======== INFORMATION SHOWN

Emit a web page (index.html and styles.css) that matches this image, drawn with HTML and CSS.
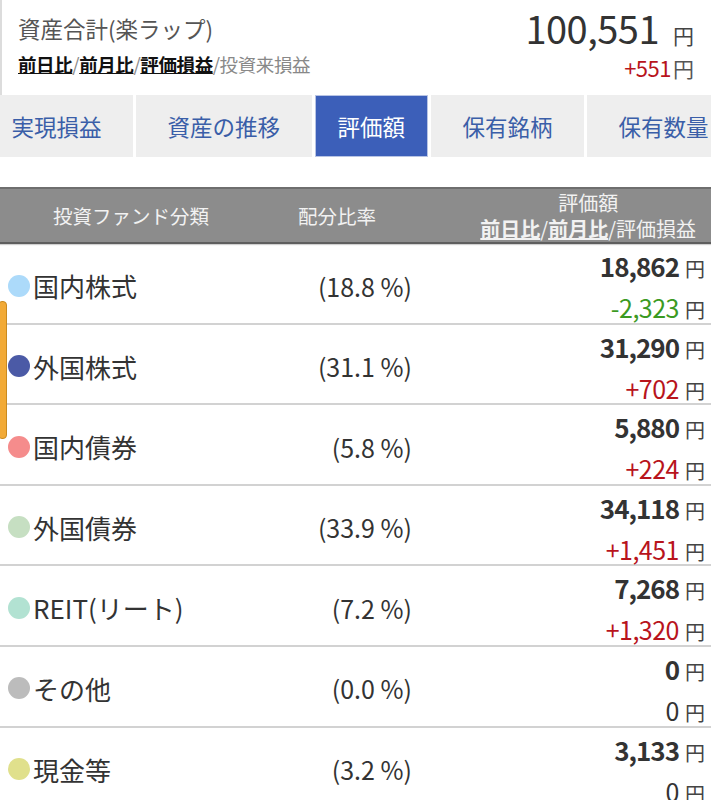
FILE: index.html
```html
<!DOCTYPE html>
<html lang="ja">
<head>
<meta charset="utf-8">
<link rel="stylesheet" href="styles.css">
</head>
<body>
<div class="page">
  <div class="summary">
    <div class="sum-left">
      <div class="sum-title">資産合計(楽ラップ)</div>
      <div class="sum-links"><span class="lk">前日比</span>/<span class="lk">前月比</span>/<span class="lk">評価損益</span>/<span class="muted">投資来損益</span></div>
    </div>
    <div class="sum-right">
      <div class="sum-total"><span class="big">100,551</span><span class="yen-m">円</span></div>
      <div class="sum-diff"><span class="plus">+551</span><span class="yen-s">円</span></div>
    </div>
  </div>

  <div class="tabs">
    <div class="tab first">実現損益</div>
    <div class="tab">資産の推移</div>
    <div class="tab active">評価額</div>
    <div class="tab">保有銘柄</div>
    <div class="tab">保有数量</div>
  </div>

  <div class="thead">
    <div class="th th-name">投資ファンド分類</div>
    <div class="th th-pct">配分比率</div>
    <div class="th th-amt">
      <div class="th-amt-inner">
        <div>評価額</div>
        <div><span class="ul">前日比</span>/<span class="ul">前月比</span>/評価損益</div>
      </div>
    </div>
  </div>

  <div class="rows">
    <div class="row">
      <div class="name"><span class="dot c1"></span>国内株式</div>
      <div class="pct">(18.8 %)</div>
      <div class="amt"><div class="val">18,862<span class="yen">円</span></div><div class="diff minus">-2,323<span class="yen">円</span></div></div>
    </div>
    <div class="row">
      <div class="name"><span class="dot c2"></span>外国株式</div>
      <div class="pct">(31.1 %)</div>
      <div class="amt"><div class="val">31,290<span class="yen">円</span></div><div class="diff plus">+702<span class="yen">円</span></div></div>
    </div>
    <div class="row">
      <div class="name"><span class="dot c3"></span>国内債券</div>
      <div class="pct">(5.8 %)</div>
      <div class="amt"><div class="val">5,880<span class="yen">円</span></div><div class="diff plus">+224<span class="yen">円</span></div></div>
    </div>
    <div class="row">
      <div class="name"><span class="dot c4"></span>外国債券</div>
      <div class="pct">(33.9 %)</div>
      <div class="amt"><div class="val">34,118<span class="yen">円</span></div><div class="diff plus">+1,451<span class="yen">円</span></div></div>
    </div>
    <div class="row">
      <div class="name"><span class="dot c5"></span>REIT(リート)</div>
      <div class="pct">(7.2 %)</div>
      <div class="amt"><div class="val">7,268<span class="yen">円</span></div><div class="diff plus">+1,320<span class="yen">円</span></div></div>
    </div>
    <div class="row">
      <div class="name"><span class="dot c6"></span>その他</div>
      <div class="pct">(0.0 %)</div>
      <div class="amt"><div class="val">0<span class="yen">円</span></div><div class="diff zero">0<span class="yen">円</span></div></div>
    </div>
    <div class="row">
      <div class="name"><span class="dot c7"></span>現金等</div>
      <div class="pct">(3.2 %)</div>
      <div class="amt"><div class="val">3,133<span class="yen">円</span></div><div class="diff zero">0<span class="yen">円</span></div></div>
    </div>
  </div>

  <div class="scrollmark"></div>
</div>
</body>
</html>
```

FILE: styles.css
```css
html, body {
  margin: 0;
  padding: 0;
  background: #fff;
}
body {
  font-family: "Noto Sans CJK JP", "Noto Sans", sans-serif;
  color: #333;
  width: 711px;
  height: 800px;
  overflow: hidden;
}
.page {
  position: relative;
  width: 711px;
}

/* summary */
.summary {
  display: flex;
  justify-content: space-between;
  height: 95px;
  box-sizing: border-box;
  padding: 10px 17px 0 16px;
  border-left: 2px solid #dcdcdc;
}
.sum-title {
  font-size: 22.5px;
  line-height: 36px;
  color: #555;
}
.sum-links {
  font-size: 18.5px;
  line-height: 30px;
  margin-top: 3px;
  color: #888;
  letter-spacing: -0.4px;
}
.sum-links .lk {
  color: #111;
  font-weight: bold;
  text-decoration: underline;
}
.sum-links .muted {
  color: #888;
}
.sum-right {
  text-align: right;
}
.sum-total {
  line-height: 44px;
  margin-top: -4px;
}
.big {
  font-size: 38px;
  color: #333;
  letter-spacing: -0.5px;
}
.yen-m {
  font-size: 21px;
  color: #444;
  margin-left: 14px;
}
.sum-diff {
  line-height: 30px;
  margin-top: -7px;
}
.plus { color: #b8141c; }
.sum-diff .plus {
  font-size: 22px;
  letter-spacing: -0.5px;
}
.yen-s {
  font-size: 21px;
  color: #555;
  margin-left: 2px;
}

/* tabs */
.tabs {
  display: flex;
  gap: 3px;
  overflow: hidden;
  white-space: nowrap;
  height: 62px;
}
.tab {
  flex: none;
  display: flex;
  align-items: center;
  padding: 0 31.5px;
  background: #eeeeee;
  color: #3a5ea8;
  font-size: 22.5px;
}
.tab.first {
  margin-left: -20px;
}
.tab.active {
  background: #3c5fb9;
  color: #fff;
  padding: 0 22px;
  border: 1px solid #b8c4e4;
}

/* table header */
.thead {
  margin-top: 30px;
  display: grid;
  grid-template-columns: 262px 150px 1fr;
  height: 57px;
  box-sizing: border-box;
  background: #8c8c8c;
  border-top: 2px solid #6e6e6e;
  border-bottom: 2px solid #5e5e5e;
  box-shadow: 0 1px 1px #d0d0d0;
  color: #f2f2f2;
  font-size: 19.5px;
}
.th {
  display: flex;
  align-items: center;
  justify-content: center;
}
.th-pct {
  justify-content: flex-start;
  padding-left: 36px;
}
.th-amt {
  justify-content: flex-end;
  padding-right: 15px;
  font-size: 20px;
}
.th-amt-inner {
  text-align: center;
  line-height: 26px;
}
.th-amt-inner .ul {
  font-weight: bold;
  text-decoration: underline;
}

/* rows */
.row {
  display: grid;
  grid-template-columns: 300px 112px 1fr;
  height: 80.6px;
  box-sizing: border-box;
  border-bottom: 2px solid #d2d2d2;
}
.name {
  display: flex;
  align-items: center;
  padding-left: 8px;
  padding-bottom: 2px;
  font-size: 26px;
  color: #333;
}
.dot {
  width: 22px;
  height: 22px;
  border-radius: 50%;
  margin-right: 3px;
  flex: none;
}
.c1 { background: #acdafa; }
.c2 { background: #4b5aa6; }
.c3 { background: #f58c8c; }
.c4 { background: #c6dfc2; }
.c5 { background: #b2e2d2; }
.c6 { background: #bcbcbc; }
.c7 { background: #e0e08c; }
.pct {
  display: flex;
  align-items: center;
  justify-content: flex-end;
  padding-bottom: 2px;
  font-size: 25px;
  color: #333;
}
.amt {
  text-align: right;
  padding-right: 6px;
  padding-top: 3px;
}
.val {
  font-size: 26px;
  font-weight: bold;
  color: #333;
  line-height: 38px;
  letter-spacing: -1px;
}
.diff {
  font-size: 25px;
  line-height: 38px;
  letter-spacing: -0.5px;
}
.minus { color: #3b9a22; }
.zero { color: #333; }
.yen {
  font-size: 20px;
  font-weight: normal;
  color: #444;
  margin-left: 6px;
  letter-spacing: 0;
}

.scrollmark {
  position: absolute;
  left: -2px;
  top: 301px;
  width: 7px;
  height: 136px;
  background: #f2aa36;
  border: 1px solid #c98a20;
  border-radius: 4px;
}
```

================

**TASK INSTRUCTIONS:** Copy the listing in full and without alteration, omitting every picture.

**TASK ANSWER:**
Emit a web page (index.html and styles.css) that matches this image, drawn with HTML and CSS.
FILE: index.html
```html
<!DOCTYPE html>
<html lang="ja">
<head>
<meta charset="utf-8">
<link rel="stylesheet" href="styles.css">
</head>
<body>
<div class="page">
  <div class="summary">
    <div class="sum-left">
      <div class="sum-title">資産合計(楽ラップ)</div>
      <div class="sum-links"><span class="lk">前日比</span>/<span class="lk">前月比</span>/<span class="lk">評価損益</span>/<span class="muted">投資来損益</span></div>
    </div>
    <div class="sum-right">
      <div class="sum-total"><span class="big">100,551</span><span class="yen-m">円</span></div>
      <div class="sum-diff"><span class="plus">+551</span><span class="yen-s">円</span></div>
    </div>
  </div>

  <div class="tabs">
    <div class="tab first">実現損益</div>
    <div class="tab">資産の推移</div>
    <div class="tab active">評価額</div>
    <div class="tab">保有銘柄</div>
    <div class="tab">保有数量</div>
  </div>

  <div class="thead">
    <div class="th th-name">投資ファンド分類</div>
    <div class="th th-pct">配分比率</div>
    <div class="th th-amt">
      <div class="th-amt-inner">
        <div>評価額</div>
        <div><span class="ul">前日比</span>/<span class="ul">前月比</span>/評価損益</div>
      </div>
    </div>
  </div>

  <div class="rows">
    <div class="row">
      <div class="name"><span class="dot c1"></span>国内株式</div>
      <div class="pct">(18.8 %)</div>
      <div class="amt"><div class="val">18,862<span class="yen">円</span></div><div class="diff minus">-2,323<span class="yen">円</span></div></div>
    </div>
    <div class="row">
      <div class="name"><span class="dot c2"></span>外国株式</div>
      <div class="pct">(31.1 %)</div>
      <div class="amt"><div class="val">31,290<span class="yen">円</span></div><div class="diff plus">+702<span class="yen">円</span></div></div>
    </div>
    <div class="row">
      <div class="name"><span class="dot c3"></span>国内債券</div>
      <div class="pct">(5.8 %)</div>
      <div class="amt"><div class="val">5,880<span class="yen">円</span></div><div class="diff plus">+224<span class="yen">円</span></div></div>
    </div>
    <div class="row">
      <div class="name"><span class="dot c4"></span>外国債券</div>
      <div class="pct">(33.9 %)</div>
      <div class="amt"><div class="val">34,118<span class="yen">円</span></div><div class="diff plus">+1,451<span class="yen">円</span></div></div>
    </div>
    <div class="row">
      <div class="name"><span class="dot c5"></span>REIT(リート)</div>
      <div class="pct">(7.2 %)</div>
      <div class="amt"><div class="val">7,268<span class="yen">円</span></div><div class="diff plus">+1,320<span class="yen">円</span></div></div>
    </div>
    <div class="row">
      <div class="name"><span class="dot c6"></span>その他</div>
      <div class="pct">(0.0 %)</div>
      <div class="amt"><div class="val">0<span class="yen">円</span></div><div class="diff zero">0<span class="yen">円</span></div></div>
    </div>
    <div class="row">
      <div class="name"><span class="dot c7"></span>現金等</div>
      <div class="pct">(3.2 %)</div>
      <div class="amt"><div class="val">3,133<span class="yen">円</span></div><div class="diff zero">0<span class="yen">円</span></div></div>
    </div>
  </div>

  <div class="scrollmark"></div>
</div>
</body>
</html>
```

FILE: styles.css
```css
html, body {
  margin: 0;
  padding: 0;
  background: #fff;
}
body {
  font-family: "Noto Sans CJK JP", "Noto Sans", sans-serif;
  color: #333;
  width: 711px;
  height: 800px;
  overflow: hidden;
}
.page {
  position: relative;
  width: 711px;
}

/* summary */
.summary {
  display: flex;
  justify-content: space-between;
  height: 95px;
  box-sizing: border-box;
  padding: 10px 17px 0 16px;
  border-left: 2px solid #dcdcdc;
}
.sum-title {
  font-size: 22.5px;
  line-height: 36px;
  color: #555;
}
.sum-links {
  font-size: 18.5px;
  line-height: 30px;
  margin-top: 3px;
  color: #888;
  letter-spacing: -0.4px;
}
.sum-links .lk {
  color: #111;
  font-weight: bold;
  text-decoration: underline;
}
.sum-links .muted {
  color: #888;
}
.sum-right {
  text-align: right;
}
.sum-total {
  line-height: 44px;
  margin-top: -4px;
}
.big {
  font-size: 38px;
  color: #333;
  letter-spacing: -0.5px;
}
.yen-m {
  font-size: 21px;
  color: #444;
  margin-left: 14px;
}
.sum-diff {
  line-height: 30px;
  margin-top: -7px;
}
.plus { color: #b8141c; }
.sum-diff .plus {
  font-size: 22px;
  letter-spacing: -0.5px;
}
.yen-s {
  font-size: 21px;
  color: #555;
  margin-left: 2px;
}

/* tabs */
.tabs {
  display: flex;
  gap: 3px;
  overflow: hidden;
  white-space: nowrap;
  height: 62px;
}
.tab {
  flex: none;
  display: flex;
  align-items: center;
  padding: 0 31.5px;
  background: #eeeeee;
  color: #3a5ea8;
  font-size: 22.5px;
}
.tab.first {
  margin-left: -20px;
}
.tab.active {
  background: #3c5fb9;
  color: #fff;
  padding: 0 22px;
  border: 1px solid #b8c4e4;
}

/* table header */
.thead {
  margin-top: 30px;
  display: grid;
  grid-template-columns: 262px 150px 1fr;
  height: 57px;
  box-sizing: border-box;
  background: #8c8c8c;
  border-top: 2px solid #6e6e6e;
  border-bottom: 2px solid #5e5e5e;
  box-shadow: 0 1px 1px #d0d0d0;
  color: #f2f2f2;
  font-size: 19.5px;
}
.th {
  display: flex;
  align-items: center;
  justify-content: center;
}
.th-pct {
  justify-content: flex-start;
  padding-left: 36px;
}
.th-amt {
  justify-content: flex-end;
  padding-right: 15px;
  font-size: 20px;
}
.th-amt-inner {
  text-align: center;
  line-height: 26px;
}
.th-amt-inner .ul {
  font-weight: bold;
  text-decoration: underline;
}

/* rows */
.row {
  display: grid;
  grid-template-columns: 300px 112px 1fr;
  height: 80.6px;
  box-sizing: border-box;
  border-bottom: 2px solid #d2d2d2;
}
.name {
  display: flex;
  align-items: center;
  padding-left: 8px;
  padding-bottom: 2px;
  font-size: 26px;
  color: #333;
}
.dot {
  width: 22px;
  height: 22px;
  border-radius: 50%;
  margin-right: 3px;
  flex: none;
}
.c1 { background: #acdafa; }
.c2 { background: #4b5aa6; }
.c3 { background: #f58c8c; }
.c4 { background: #c6dfc2; }
.c5 { background: #b2e2d2; }
.c6 { background: #bcbcbc; }
.c7 { background: #e0e08c; }
.pct {
  display: flex;
  align-items: center;
  justify-content: flex-end;
  padding-bottom: 2px;
  font-size: 25px;
  color: #333;
}
.amt {
  text-align: right;
  padding-right: 6px;
  padding-top: 3px;
}
.val {
  font-size: 26px;
  font-weight: bold;
  color: #333;
  line-height: 38px;
  letter-spacing: -1px;
}
.diff {
  font-size: 25px;
  line-height: 38px;
  letter-spacing: -0.5px;
}
.minus { color: #3b9a22; }
.zero { color: #333; }
.yen {
  font-size: 20px;
  font-weight: normal;
  color: #444;
  margin-left: 6px;
  letter-spacing: 0;
}

.scrollmark {
  position: absolute;
  left: -2px;
  top: 301px;
  width: 7px;
  height: 136px;
  background: #f2aa36;
  border: 1px solid #c98a20;
  border-radius: 4px;
}
```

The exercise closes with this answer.